Yvonne Boag, Annabel Butler, Janet Dawson, Viola Dominello, Merran Esson, Rachel Fairfax, Ashley Frost & Steve Lopes
2 February - 6 March 2021
We are kicking off 2021 with a fresh and summery exhibition with recent works by several of our artists. Each artist has responded to this seasonal theme by evoking a sense of place and time.
YVONNE BOAG’s work becomes a response to new surroundings. The results are semi-abstract, strong graphic forms that are simultaneously simple and complex. There is a vivid and immediate quality to her works. Bold gouache is used to capture those visceral encounters with new places and foreign vistas. The result is a patchwork of joyous and vibrant pops of colour in each work; radiating hot with energy and a sense of hyper-stimulation, as if attempting to drink in the sites all at once. ANNABEL BUTLER’s painterly landscape vignettes evoke the dry heat and strong light of and Australian summer. Painting en plein air, BUTLER has worked on the small 9x5 format in the tradition of the Heidelberg School. She has worked in these smaller formats partly out of necessity. While in between studio spaces and on the road, BUTLER works from a makeshift studio in the back of her car; taking opportunities to paint her surroundings en plein air in this small, portable format. This grouping of small works depicts Bondi Beach and Pavilion, showing scenes both before and after the beach was closed during recent Covid restrictions.
JANET DAWSON’s ongoing desire to explore and expose the resonance of a place emerges through her pastel drawings and watercolours of, often, rural Australian landscapes and the everyday. This series of time-based drawings of cloud works made at Scribble Rock near Binalong where she used to live. VIOLA DOMINELLO finds inspiration near her home in and around the Hawkesbury and the hinterlands. Working en plein air she captures and instant of changing light and tone. Through painterly gestures DOMINELLO’s practice is imbued with a sensitivity that reveals moments of intricate and transient beauty of the landscape.

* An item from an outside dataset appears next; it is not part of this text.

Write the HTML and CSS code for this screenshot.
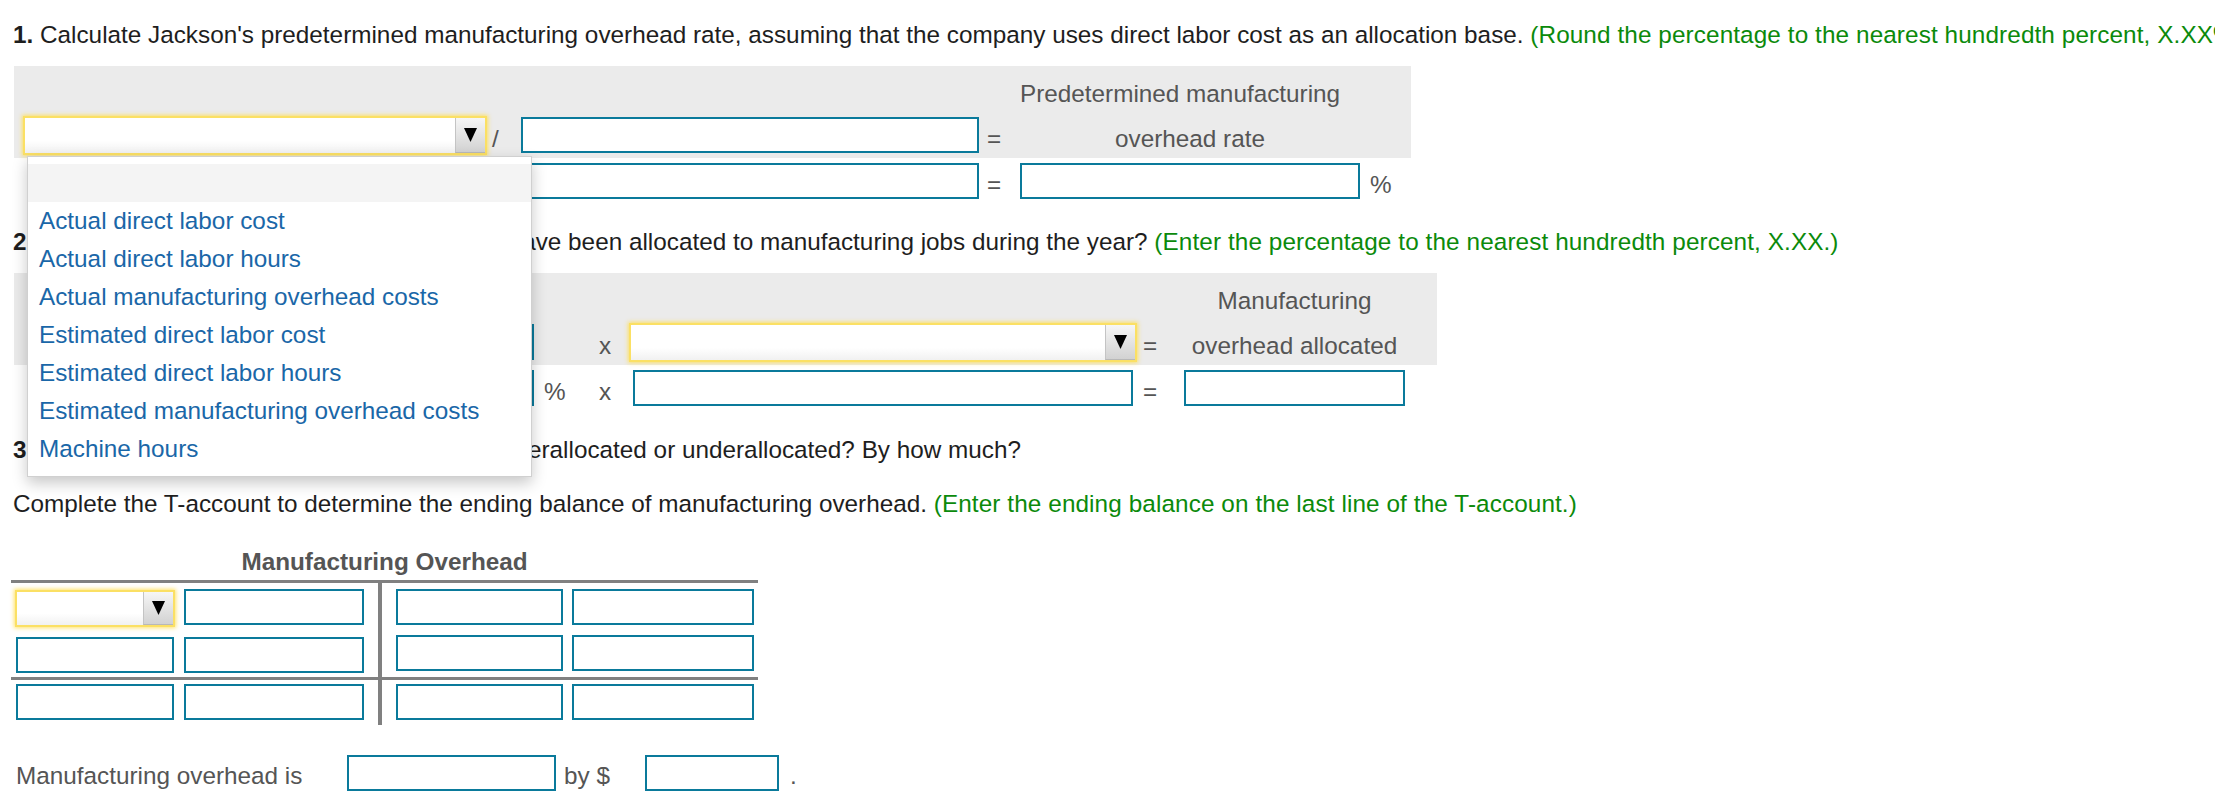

Drawing from her rural upbringing on the land, MERRAN ESSON explores the vessel in relation to man-made catchments such as tanks and dams, as well as naturally occurring catchments such as basin shaped areas and drainage networks in nature. Alongside her works that draw reference to tanks and corrugated iron, ESSON’s latest elegant, bulbous forms defy notions of form and weight, and in their perforated organic forms reject the implied function of vessels. Travelling through the Monaro plains of NSW in Autumn, ESSON was inspired by the change of colours in the European trees planted in the plains. The resulting works reflect the orange, green and gold tones of the tree change in season. The roundness of ESSON’s sculptures is reminiscent of the geometric simplification of landscapes by European Impressionists such as Paul Cézanne.
RACHEL FAIRFAX depicts scenes from the coastline of Coogee that are quintessentially Australian. The soft washes speak of a lightness of hand, evoking a painterly stillness in the works that immerse you in their reflection. Painting at the turning points of the day ASHLEY FROST’s works capture the sublime transition of early morning or evening dusk light. Fluid in form and composition, His paintings engage otherworldly evocations of light through a vivid and viscous palette. This mixed media work was made during recent residencies at Fowlers Gap, near Broken Hill. Also painting en plein air, STEVE LOPES offers up a brief summer oasis in his latest coastal studies. His energetic paintings of the vast beach at low tide, seaside cliffs and rocky plains, and the native pandanus tree along the coastline radiate with the heat of the day and the promise of cool relief from the sea. These works were painted along the New Zealand coastline during LOPES’ travels there in 2018.